行政書士の専門性 | 行列のできる行政書士 鈴川法務事務所 in 広島市

行政書士の専門性

行政書士は専門分野を持つべきかということについて、少し書いてみようと思います。



私は数年前に行政書士を開業するにあたって、何冊かのいわゆる「開業本」を読んでみました。
書店でよく見かける、「行政書士で~万円稼ぐ方法」とかいう類の本です。

そこにはほぼ例外なく、「専門分野を絞るべきだ」と書いてあります。


その根拠にも一理あります。

つまり、専門分野を絞ることによって、その分野に早く精通でき、顧客に対して最良のアドバイスをすることができますし、業務の処理スピードを上げることによって回転率が良くなり、収益性も向上するということです。

確かに言っていることは間違いないと思います。

しかし、自分で「これが専門分野だ」と言ってみたところで、必ずしもその仕事の依頼ばかりが来るとは限りませんし、逆にそれ以外の仕事が来たときに受けられないというのも、もったいないと思うのです。
それに、行政書士が「街の法律家」を標榜する以上は、法律に関することで相談を受けたら、何でも一通りのことはアドバイスできるようにしておかなければいけないと思います。

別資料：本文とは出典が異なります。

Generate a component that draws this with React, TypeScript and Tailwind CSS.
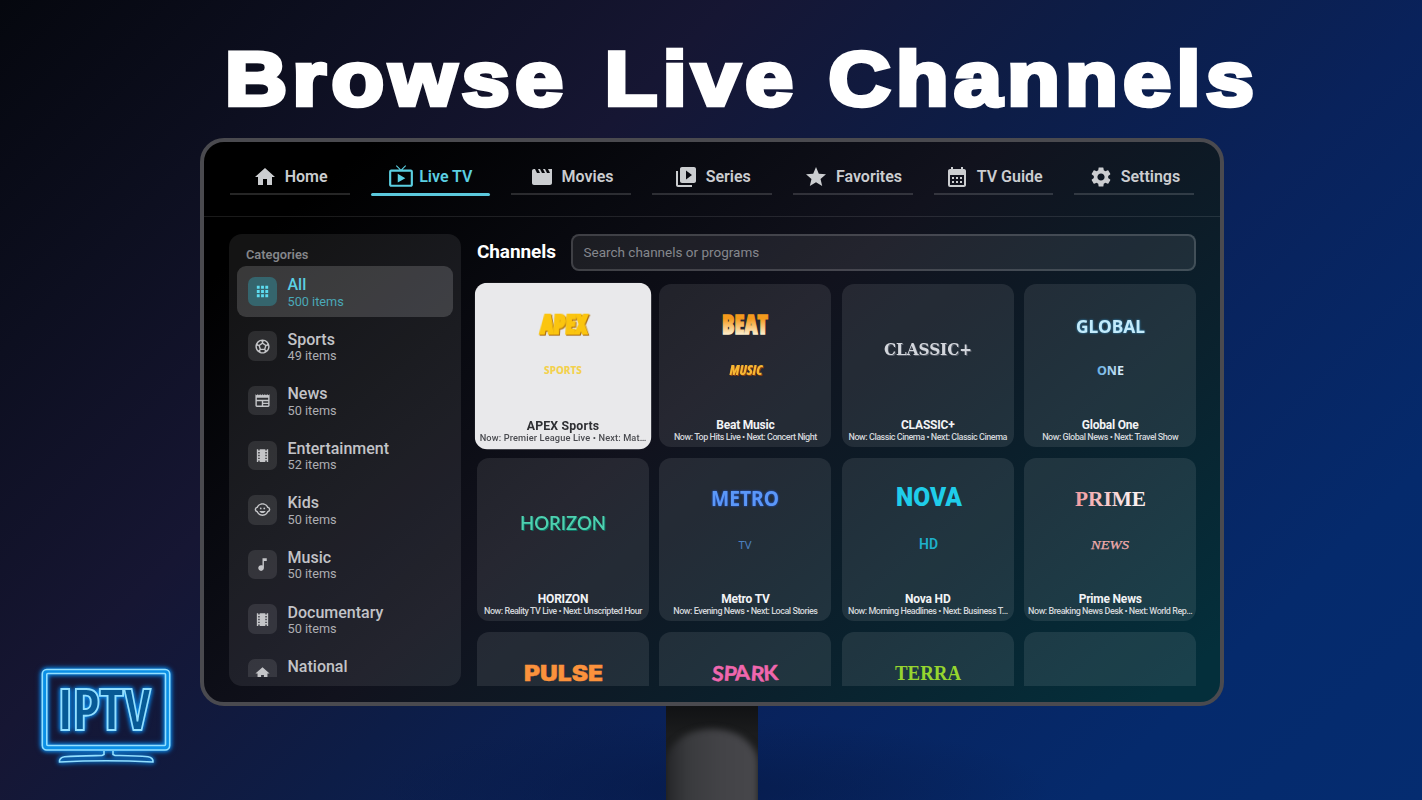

ですから、私はこれまで専門分野を打ち出したことはありませんし、どんな依頼が来ても断ったこともありません。
これが大都市なら事情は異なるかもしれませんが、特に私のように地方で開業する者にとっては、地域の方たちのニーズに合わせて仕事をしていくというスタイルもあながち間違いではないと思います。

ただ、これには結構苦労することがあります。
つまり、これまでいくら法律の勉強をしてきたといっても、それはあくまで机上の勉強であって、実務の知識ではないわけです。
したがって、相談を受けたときから勉強が始まるのです。

もちろん代表的な相談事例には対応できるように事前に実務書などで勉強はしておくのですが、実際の相談内容は当然のことながらケースバイケースであって、本で読んだことがそのまま当てはまることなどまずありません。
そうなると、先輩に相談したり、役所に確認したり、より詳しい書籍を探したりと、あらゆる手を使ってクライアントにベストな提案ができるように手を尽くすことになるのです。

このようにして数多くの事例にあたることによって、行政書士としての実力がついていくのだと私は考えています。

そして、ある程度年数が経ったとき、比較的処理してきた件数の多い分野については、専門家と名乗れるだけの経験と実力がついてくるのではないでしょうか。
「~専門事務所」と名乗るのは、それからでも遅くはないと考えています。